Chudori’s novel is long and sprawling. It jumps around in time and switches its point of view from character to character and from first person to third person and back again, which feels appropriate for a book that explores connections among two generations across two continents. We see the characters from inside and outside, what they think of themselves and what others think of them. The writing is as times overwrought; there are florid passages that might not be to every reader’s taste, for example, the opening lines:
Night had fallen, without complaint, without pretext. Like a black net enclosing the city, ink from a monster squid spreading across Jakarta’s entire landscape — the color of my uncertain future.
Or descriptions of passion such as this one: “She infused my pores, my heart, and my soul with her warmth and emotion.” But the novel’s liveliness makes this sometimes overheated writing a minor flaw.

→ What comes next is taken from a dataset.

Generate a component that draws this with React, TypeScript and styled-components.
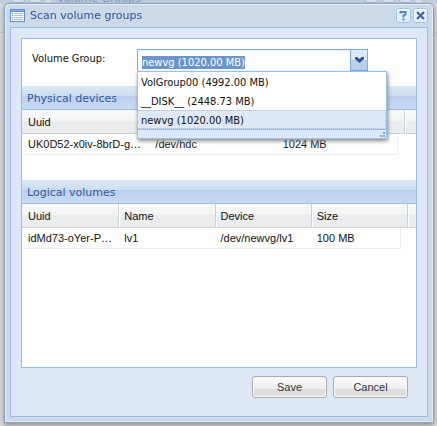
import React, { useEffect, useRef, useState } from "react";
import styled, { createGlobalStyle } from "styled-components";

const sans = `"Liberation Sans", Arial, sans-serif`;
const condensed = `"DejaVu Sans Condensed", "DejaVu Sans", sans-serif`;
const wide = `"DejaVu Sans", sans-serif`;

const GlobalStyle = createGlobalStyle`
  * { box-sizing: border-box; }
  body { margin: 0; background: #dadada; font: 11px ${sans}; color: #111; }
  button, input { font: inherit; margin: 0; }
`;

const Backdrop = styled.div`
  min-height: 100vh;
  background: #dcdcdc;
`;

const BackdropBar = styled.div`
  display: flex;
  align-items: flex-end;
  gap: 4px;
  height: 4px;
  padding: 0 16px 1px 12px;
  overflow: hidden;
  background: #c3cedd;
  color: #7c95bb;
  font: 11px/8px ${wide};
`;

const BackdropTool = styled.span`
  flex: none;
  width: 13px;
  height: 15px;
  border: 1px solid #a9bbd3;
  border-radius: 3px;
  background: #dfe4ec;
`;

const BackdropGap = styled.span`
  flex: none;
  width: 5px;
  height: 15px;
  background: #e2e4e8;
`;

const BackdropTitle = styled.span`
  flex: 1;
  padding-left: 2px;
  white-space: nowrap;
`;

const BackdropHeader = styled.div`
  height: 29px;
  background: #d9dadb;
  border-bottom: 1px solid #bfc0c1;
`;

const Dialog = styled.section`
  position: fixed;
  inset: 3px 3px 3px 4px;
  display: flex;
  flex-direction: column;
  padding: 0 5px 5px;
  border: 1px solid #87a5c6;
  border-radius: 5px 5px 0 0;
  background: #cdd9e8;
  box-shadow: inset 1px 1px #e6eef8, inset -1px -1px #e0e9f4, 0 2px 5px #888;
`;

const TitleBar = styled.header`
  display: flex;
  align-items: center;
  height: 23px;
  gap: 5px;
`;

const Title = styled.h1`
  flex: 1;
  margin: 0;
  color: #2c5399;
  font: 11px/16px ${wide};
`;

const Tools = styled.div`
  display: flex;
  gap: 2px;
`;

const Tool = styled.button`
  display: flex;
  width: 15px;
  height: 15px;
  padding: 0;
  border: 0;
  background: none;
`;

const DialogBody = styled.div`
  flex: 1;
  display: flex;
  flex-direction: column;
  padding: 10px 10px 0;
  border: 1px solid #99bbe8;
  background: #dee7f6;
`;

const Panel = styled.div`
  flex: 1;
  border: 1px solid #99bbe8;
  background: #fff;
`;

const FormRow = styled.div`
  display: flex;
  align-items: flex-start;
  padding: 10px 48px 14px 10px;
`;

const Label = styled.label`
  width: 105px;
  padding-top: 3px;
  font: 11px/14px ${condensed};
`;

const Combo = styled.div`
  position: relative;
  flex: 1;
  display: flex;
  height: 23px;
`;

const ComboInput = styled.input`
  flex: 1;
  min-width: 0;
  height: 23px;
  padding: 3px 4px 0;
  border: 1px solid #7eadd9;
  outline: 0;
  background: linear-gradient(#eef1f5, #fff 4px);
  font: 11px/14px ${condensed};
  &::selection { color: #fff; background: #6b95cb; }
`;

const ComboTrigger = styled.button`
  display: flex;
  justify-content: center;
  width: 17px;
  height: 22px;
  padding: 7px 0 0;
  border: 1px solid #7eadd9;
  border-left: 0;
  background: linear-gradient(#dce8f5 0 10px, #b9cfea 10px);
`;

const List = styled.ul`
  position: absolute;
  z-index: 1;
  top: 22px;
  left: 0;
  right: -19px;
  margin: 0;
  padding: 0;
  border: 1px solid #98c0f4;
  background: #fff;
  box-shadow: 1px 2px 4px #888;
  list-style: none;
`;

const Option = styled.li<{ $active: boolean }>`
  height: 19px;
  padding: 2px 3px 0;
  border: 1px dotted ${(p) => (p.$active ? "#a3bae9" : "#fff")};
  border-left-width: 0;
  background: ${(p) => (p.$active ? "#dfe8f6" : "#fff")};
  font: 11px/15px ${condensed};
  cursor: pointer;
`;

const Resizer = styled.li`
  display: flex;
  justify-content: flex-end;
  align-items: flex-end;
  height: 9px;
  border-top: 1px solid #99bbe8;
  background: #dce9fb;
`;

const SectionTitle = styled.h2`
  height: 24px;
  margin: 0;
  padding: 5px 5px 0;
  border-bottom: 1px solid #99bbe8;
  background: linear-gradient(#dce9f6, #cbdcf1 10px, #aec9ea 10px, #bdd1ee 11px, #c8daf2);
  color: #3058a0;
  font: 11px/16px ${wide};
`;

const GridBlock = styled.section<{ $gap?: boolean }>`
  min-height: ${(p) => (p.$gap ? "94px" : "0")};
`;

const HeaderBand = styled.div`
  height: 24px;
  background: linear-gradient(#fafafa 0 1px, #f9f9f9 1px, #f2f3f4 11px, #ebecee 11px, #e9ebed);
  border-bottom: 1px solid #d0d0d0;
`;

const Table = styled.table<{ $inset: number }>`
  width: calc(100% - ${(p) => p.$inset}px);
  table-layout: fixed;
  border-collapse: separate;
  border-spacing: 0;
  margin: -24px 0 0 1px;
`;

const HeadCell = styled.th`
  height: 24px;
  padding: 0 5px;
  border-right: 1px solid #d0d0d0;
  box-shadow: 1px 0 #fff;
  text-align: left;
  font-weight: normal;
`;

const Cell = styled.td`
  padding: 0;
  &:last-child > div {
    margin-right: 7px;
    border-right: 1px solid #ededed;
  }
`;

const CellText = styled.div`
  height: 21px;
  padding: 0 5px;
  border-bottom: 1px solid #ededed;
  line-height: 20px;
  overflow: hidden;
  white-space: nowrap;
  text-overflow: ellipsis;
`;

const Buttons = styled.footer`
  display: flex;
  justify-content: flex-end;
  gap: 6px;
  padding: 8px 9px 18px;
`;

const ActionButton = styled.button`
  width: 75px;
  height: 22px;
  padding: 0;
  border: 1px solid #aaa;
  border-radius: 3px;
  background: linear-gradient(#fafafa, #eee 12px, #dcdcdc 12px, #e1e1e1);
  box-shadow: inset 0 0 0 1px #f8f8f8;
  color: #333;
  font: 11px/14px ${sans};
`;

function ListIcon() {
  return (
    <svg width="15" height="13" viewBox="0 0 15 13" aria-hidden="true">
      <path fill="#5f8dcb" d="M0 0h15v13H0z" />
      <path fill="#8eb4e5" d="M1 1h13v1H1z" />
      <path fill="#fff" d="M1 3h13v9H1z" />
      <path stroke="#4f9bda" d="M2 4.5h1M2 6.5h1M2 8.5h1M2 10.5h1" />
      <path stroke="#b9bec6" d="M4 4.5h9M4 6.5h9M4 8.5h9M4 10.5h9" />
    </svg>
  );
}

function ToolIcon({ kind }: { kind: "help" | "close" }) {
  return (
    <svg width="15" height="15" viewBox="0 0 15 15" fill="none" aria-hidden="true">
      <rect x=".5" y=".5" width="14" height="14" rx="2.5" fill="#e3efff" stroke="#9dc1ec" />
      <path stroke="#fff" d="M2 1.5h11M1.5 2v10" />
      {kind === "help" ? (
        <path stroke="#5585bc" strokeWidth="2" d="M4.5 5.5V4h5v2.500l-2 1V9.500M6.500 11.500h2" />
      ) : (
        <path stroke="#3e5ca8" strokeWidth="2" d="m4 4 7 7m0-7-7 7" />
      )}
    </svg>
  );
}

const groups = ["VolGroup00 (4992.00 MB)", "__DISK__ (2448.73 MB)", "newvg (1020.00 MB)"];

function GroupCombo() {
  const [value, setValue] = useState(groups[2]);
  const [open, setOpen] = useState(true);
  const input = useRef<HTMLInputElement>(null);
  useEffect(() => {
    input.current?.focus();
    input.current?.select();
  }, [value]);
  return (
    <Combo>
      <ComboInput
        id="volume-group"
        ref={input}
        role="combobox"
        aria-expanded={open}
        aria-controls="volume-groups"
        value={value}
        readOnly
      />
      <ComboTrigger type="button" aria-label="Show volume groups" onClick={() => setOpen(!open)}>
        <svg width="9" height="6" viewBox="0 0 9 6" aria-hidden="true">
          <path fill="#2f4f8f" d="M0 0h2l2.500 2L7 0h2v2L4.500 6 0 2z" />
        </svg>
      </ComboTrigger>
      {open && (
        <List id="volume-groups" role="listbox">
          {groups.map((g) => (
            <Option
              key={g}
              role="option"
              aria-selected={g === value}
              $active={g === value}
              onClick={() => {
                setValue(g);
                setOpen(false);
              }}
            >
              {g}
            </Option>
          ))}
          <Resizer role="presentation">
            <svg width="7" height="7" viewBox="0 0 7 7" aria-hidden="true">
              <path fill="#72a5e3" d="M4 1h2v2H4zM1 4h2v2H1zM4 4h2v2H4z" />
            </svg>
          </Resizer>
        </List>
      )}
    </Combo>
  );
}

type GridProps = { title: string; columns: string[]; row: string[]; inset: number; gap?: boolean };

function Grid({ title, columns, row, inset, gap }: GridProps) {
  return (
    <GridBlock $gap={gap}>
      <SectionTitle>{title}</SectionTitle>
      <HeaderBand />
      <Table $inset={inset} aria-label={title}>
        <thead>
          <tr>{columns.map((c, i) => <HeadCell key={i} scope="col">{c}</HeadCell>)}</tr>
        </thead>
        <tbody>
          <tr>{row.map((c) => <Cell key={c}><CellText>{c}</CellText></Cell>)}</tr>
        </tbody>
      </Table>
    </GridBlock>
  );
}

export default function App() {
  return (
    <>
      <GlobalStyle />
      <Backdrop>
        <BackdropBar aria-hidden="true">
          <BackdropTool />
          <BackdropTool />
          <BackdropGap />
          <BackdropTitle>Volume Groups</BackdropTitle>
          <BackdropTool />
          <BackdropTool />
          <BackdropTool />
          <BackdropGap />
        </BackdropBar>
        <BackdropHeader />
      </Backdrop>
      <Dialog role="dialog" aria-labelledby="dialog-title">
        <TitleBar>
          <ListIcon />
          <Title id="dialog-title">Scan volume groups</Title>
          <Tools>
            <Tool type="button" aria-label="Help"><ToolIcon kind="help" /></Tool>
            <Tool type="button" aria-label="Close"><ToolIcon kind="close" /></Tool>
          </Tools>
        </TitleBar>
        <DialogBody>
          <Panel>
            <FormRow>
              <Label htmlFor="volume-group">Volume Group:</Label>
              <GroupCombo />
            </FormRow>
            <Grid
              title="Physical devices"
              columns={["Uuid", "", ""]}
              row={["UK0D52-x0iv-8brD-gkPa", "/dev/hdc", "1024 MB"]}
              inset={12}
              gap
            />
            <Grid
              title="Logical volumes"
              columns={["Uuid", "Name", "Device", "Size"]}
              row={["idMd73-oYer-PzTc", "lv1", "/dev/newvg/lv1", "100 MB"]}
              inset={9}
            />
          </Panel>
          <Buttons>
            <ActionButton type="button">Save</ActionButton>
            <ActionButton type="button">Cancel</ActionButton>
          </Buttons>
        </DialogBody>
      </Dialog>
    </>
  );
}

Home is a traditional novel in the sense that it tells a story of identity formation, how interior and exterior forces mold a person’s character. Its emphasis on the political context from which its characters emerge is also typical of the genre, if less commonly found. In many ways, it is an enjoyably old-fashioned read; it contains multiple romances, marriages and divorces, family drama, and political suspense. It is a novel of art and education, and also of food and its importance in cementing a sense of community and belonging. For English-speaking readers unfamiliar with Indonesian culture and history, the novel is an excellent introduction. For any reader, it’s a thought-provoking read and a satisfying examination of what it means to have and then lose and then try to find one’s home.